> [Data block]:
[start]

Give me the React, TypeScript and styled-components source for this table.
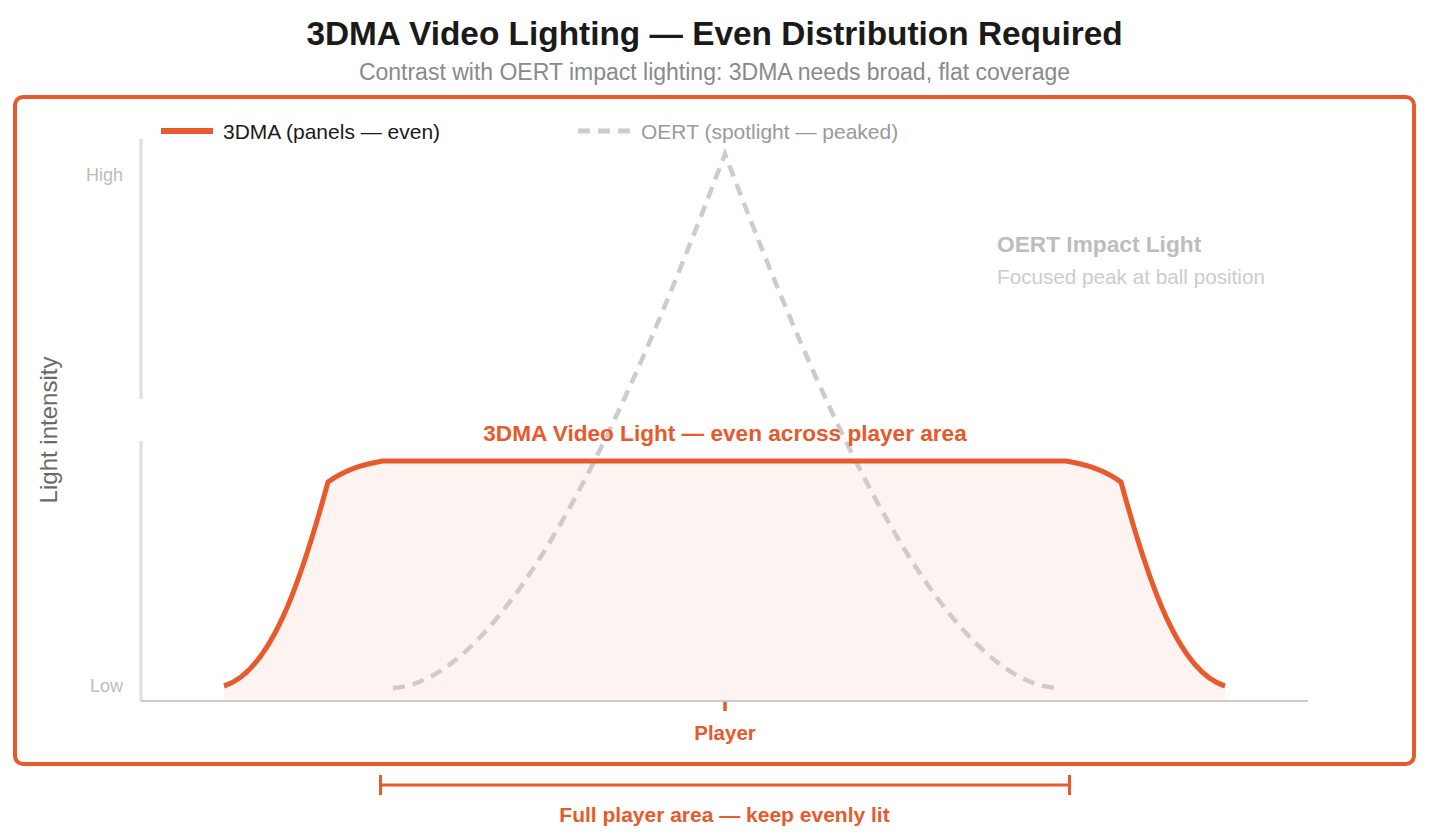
import React from 'react'
import styled, { createGlobalStyle } from 'styled-components'

const ORANGE = '#E8592B'

const GlobalStyle = createGlobalStyle`
  html, body {
    margin: 0;
    padding: 0;
    background: #ffffff;
  }
  body {
    font-family: 'Liberation Sans', Arial, sans-serif;
    color: #1a1a1a;
  }
`

const Page = styled.div`
  width: 1439px;
  height: 836px;
  overflow: hidden;
  display: flex;
  flex-direction: column;
`

const Header = styled.header`
  display: flex;
  flex-direction: column;
  align-items: center;
  padding: 15px 23px 0 13px;
`

const Title = styled.h1`
  margin: 0;
  font-size: 33.4px;
  line-height: 38px;
  font-weight: 700;
  color: #1a1a1a;
`

const Subtitle = styled.p`
  margin: 6px 0 0;
  font-size: 23px;
  line-height: 26px;
  color: #8a8a8a;
`

const ChartCard = styled.section`
  box-sizing: border-box;
  margin: 10px 0 0 13px;
  width: 1403px;
  height: 671px;
  border: 4px solid ${ORANGE};
  border-radius: 10px;
  overflow: hidden;

  svg {
    display: block;
  }
`

const Footer = styled.footer`
  display: flex;
  flex-direction: column;
  align-items: center;
  padding-left: 10px;
  margin-top: 9px;
`

const SpanLabel = styled.div`
  margin-top: 8px;
  font-size: 21px;
  line-height: 24px;
  font-weight: 700;
  color: ${ORANGE};
`

// chart uses page coordinates, the viewBox starts at the card's inner corner
const Chart: React.FC = () => (
  <svg width={1395} height={663} viewBox="17 99 1395 663" fontFamily="'Liberation Sans', Arial, sans-serif">
    {/* legend */}
    <line x1={161} y1={131} x2={213} y2={131} stroke={ORANGE} strokeWidth={6} />
    <text x={223} y={138.5} fontSize={21} fill="#1a1a1a">3DMA (panels — even)</text>
    <line x1={578} y1={131} x2={632} y2={131} stroke="#cccccc" strokeWidth={5} strokeDasharray="12 8" />
    <text x={641} y={138.5} fontSize={21} fill="#9a9a9a">OERT (spotlight — peaked)</text>

    {/* axes */}
    <line x1={141} y1={139} x2={141} y2={399} stroke="#e2e2e2" strokeWidth={3.5} />
    <line x1={141} y1={441} x2={141} y2={701} stroke="#e2e2e2" strokeWidth={3.5} />
    <line x1={141} y1={701} x2={1308} y2={701} stroke="#cccccc" strokeWidth={2} />
    <text x={123} y={180.5} fontSize={18} fill="#bdbdbd" textAnchor="end">High</text>
    <text x={123} y={691.5} fontSize={18} fill="#bdbdbd" textAnchor="end">Low</text>
    <text transform="translate(57 430) rotate(-90)" fontSize={24} fill="#6a6a6a" textAnchor="middle">Light intensity</text>

    {/* 3DMA even fill */}
    <path
      d="M224,686 C270,672 300,585 328,482 Q350,466 383,461 L1066,461 Q1099,466 1121,482 C1149,585 1179,672 1225,686 L1225,700 L224,700 Z"
      fill="#fdf3f0"
    />

    {/* OERT spotlight */}
    <path
      d="M393,688 C520,680 650,350 725,154 C800,350 930,680 1057,688"
      fill="none"
      stroke="#cccccc"
      strokeWidth={4.5}
      strokeDasharray="12 8"
    />

    {/* 3DMA even line */}
    <path
      d="M224,686 C270,672 300,585 328,482 Q350,466 383,461 L1066,461 Q1099,466 1121,482 C1149,585 1179,672 1225,686"
      fill="none"
      stroke={ORANGE}
      strokeWidth={5}
    />

    <text x={725} y={441} fontSize={22.6} fontWeight={700} fill={ORANGE} textAnchor="middle">
      3DMA Video Light — even across player area
    </text>

    <text x={997} y={252} fontSize={22.7} fontWeight={700} fill="#bdbdbd">OERT Impact Light</text>
    <text x={997} y={284} fontSize={20.7} fill="#cccccc">Focused peak at ball position</text>

    {/* player marker */}
    <line x1={725} y1={702} x2={725} y2={711} stroke={ORANGE} strokeWidth={3.5} />
    <text x={725} y={740} fontSize={20.5} fontWeight={700} fill={ORANGE} textAnchor="middle">Player</text>
  </svg>
)

const Bracket: React.FC<{ width: number }> = ({ width }) => (
  <svg width={width} height={20} viewBox={`0 0 ${width} 20`}>
    <line x1={1.5} y1={0} x2={1.5} y2={20} stroke={ORANGE} strokeWidth={3} />
    <line x1={1.5} y1={10} x2={width - 1.5} y2={10} stroke={ORANGE} strokeWidth={3} />
    <line x1={width - 1.5} y1={0} x2={width - 1.5} y2={20} stroke={ORANGE} strokeWidth={3} />
  </svg>
)

export default function App() {
  return (
    <Page>
      <GlobalStyle />
      <Header>
        <Title>3DMA Video Lighting — Even Distribution Required</Title>
        <Subtitle>Contrast with OERT impact lighting: 3DMA needs broad, flat coverage</Subtitle>
      </Header>
      <ChartCard>
        <Chart />
      </ChartCard>
      <Footer>
        <Bracket width={692} />
        <SpanLabel>Full player area — keep evenly lit</SpanLabel>
      </Footer>
    </Page>
  )
}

[end]

> [Exercise objective]: Copy all the lines of data exactly as they appear, dropping any images.

> [Result for this exercise]:
Give me the React, TypeScript and styled-components source for this table.
import React from 'react'
import styled, { createGlobalStyle } from 'styled-components'

const ORANGE = '#E8592B'

const GlobalStyle = createGlobalStyle`
  html, body {
    margin: 0;
    padding: 0;
    background: #ffffff;
  }
  body {
    font-family: 'Liberation Sans', Arial, sans-serif;
    color: #1a1a1a;
  }
`

const Page = styled.div`
  width: 1439px;
  height: 836px;
  overflow: hidden;
  display: flex;
  flex-direction: column;
`

const Header = styled.header`
  display: flex;
  flex-direction: column;
  align-items: center;
  padding: 15px 23px 0 13px;
`

const Title = styled.h1`
  margin: 0;
  font-size: 33.4px;
  line-height: 38px;
  font-weight: 700;
  color: #1a1a1a;
`

const Subtitle = styled.p`
  margin: 6px 0 0;
  font-size: 23px;
  line-height: 26px;
  color: #8a8a8a;
`

const ChartCard = styled.section`
  box-sizing: border-box;
  margin: 10px 0 0 13px;
  width: 1403px;
  height: 671px;
  border: 4px solid ${ORANGE};
  border-radius: 10px;
  overflow: hidden;

  svg {
    display: block;
  }
`

const Footer = styled.footer`
  display: flex;
  flex-direction: column;
  align-items: center;
  padding-left: 10px;
  margin-top: 9px;
`

const SpanLabel = styled.div`
  margin-top: 8px;
  font-size: 21px;
  line-height: 24px;
  font-weight: 700;
  color: ${ORANGE};
`

// chart uses page coordinates, the viewBox starts at the card's inner corner
const Chart: React.FC = () => (
  <svg width={1395} height={663} viewBox="17 99 1395 663" fontFamily="'Liberation Sans', Arial, sans-serif">
    {/* legend */}
    <line x1={161} y1={131} x2={213} y2={131} stroke={ORANGE} strokeWidth={6} />
    <text x={223} y={138.5} fontSize={21} fill="#1a1a1a">3DMA (panels — even)</text>
    <line x1={578} y1={131} x2={632} y2={131} stroke="#cccccc" strokeWidth={5} strokeDasharray="12 8" />
    <text x={641} y={138.5} fontSize={21} fill="#9a9a9a">OERT (spotlight — peaked)</text>

    {/* axes */}
    <line x1={141} y1={139} x2={141} y2={399} stroke="#e2e2e2" strokeWidth={3.5} />
    <line x1={141} y1={441} x2={141} y2={701} stroke="#e2e2e2" strokeWidth={3.5} />
    <line x1={141} y1={701} x2={1308} y2={701} stroke="#cccccc" strokeWidth={2} />
    <text x={123} y={180.5} fontSize={18} fill="#bdbdbd" textAnchor="end">High</text>
    <text x={123} y={691.5} fontSize={18} fill="#bdbdbd" textAnchor="end">Low</text>
    <text transform="translate(57 430) rotate(-90)" fontSize={24} fill="#6a6a6a" textAnchor="middle">Light intensity</text>

    {/* 3DMA even fill */}
    <path
      d="M224,686 C270,672 300,585 328,482 Q350,466 383,461 L1066,461 Q1099,466 1121,482 C1149,585 1179,672 1225,686 L1225,700 L224,700 Z"
      fill="#fdf3f0"
    />

    {/* OERT spotlight */}
    <path
      d="M393,688 C520,680 650,350 725,154 C800,350 930,680 1057,688"
      fill="none"
      stroke="#cccccc"
      strokeWidth={4.5}
      strokeDasharray="12 8"
    />

    {/* 3DMA even line */}
    <path
      d="M224,686 C270,672 300,585 328,482 Q350,466 383,461 L1066,461 Q1099,466 1121,482 C1149,585 1179,672 1225,686"
      fill="none"
      stroke={ORANGE}
      strokeWidth={5}
    />

    <text x={725} y={441} fontSize={22.6} fontWeight={700} fill={ORANGE} textAnchor="middle">
      3DMA Video Light — even across player area
    </text>

    <text x={997} y={252} fontSize={22.7} fontWeight={700} fill="#bdbdbd">OERT Impact Light</text>
    <text x={997} y={284} fontSize={20.7} fill="#cccccc">Focused peak at ball position</text>

    {/* player marker */}
    <line x1={725} y1={702} x2={725} y2={711} stroke={ORANGE} strokeWidth={3.5} />
    <text x={725} y={740} fontSize={20.5} fontWeight={700} fill={ORANGE} textAnchor="middle">Player</text>
  </svg>
)

const Bracket: React.FC<{ width: number }> = ({ width }) => (
  <svg width={width} height={20} viewBox={`0 0 ${width} 20`}>
    <line x1={1.5} y1={0} x2={1.5} y2={20} stroke={ORANGE} strokeWidth={3} />
    <line x1={1.5} y1={10} x2={width - 1.5} y2={10} stroke={ORANGE} strokeWidth={3} />
    <line x1={width - 1.5} y1={0} x2={width - 1.5} y2={20} stroke={ORANGE} strokeWidth={3} />
  </svg>
)

export default function App() {
  return (
    <Page>
      <GlobalStyle />
      <Header>
        <Title>3DMA Video Lighting — Even Distribution Required</Title>
        <Subtitle>Contrast with OERT impact lighting: 3DMA needs broad, flat coverage</Subtitle>
      </Header>
      <ChartCard>
        <Chart />
      </ChartCard>
      <Footer>
        <Bracket width={692} />
        <SpanLabel>Full player area — keep evenly lit</SpanLabel>
      </Footer>
    </Page>
  )
}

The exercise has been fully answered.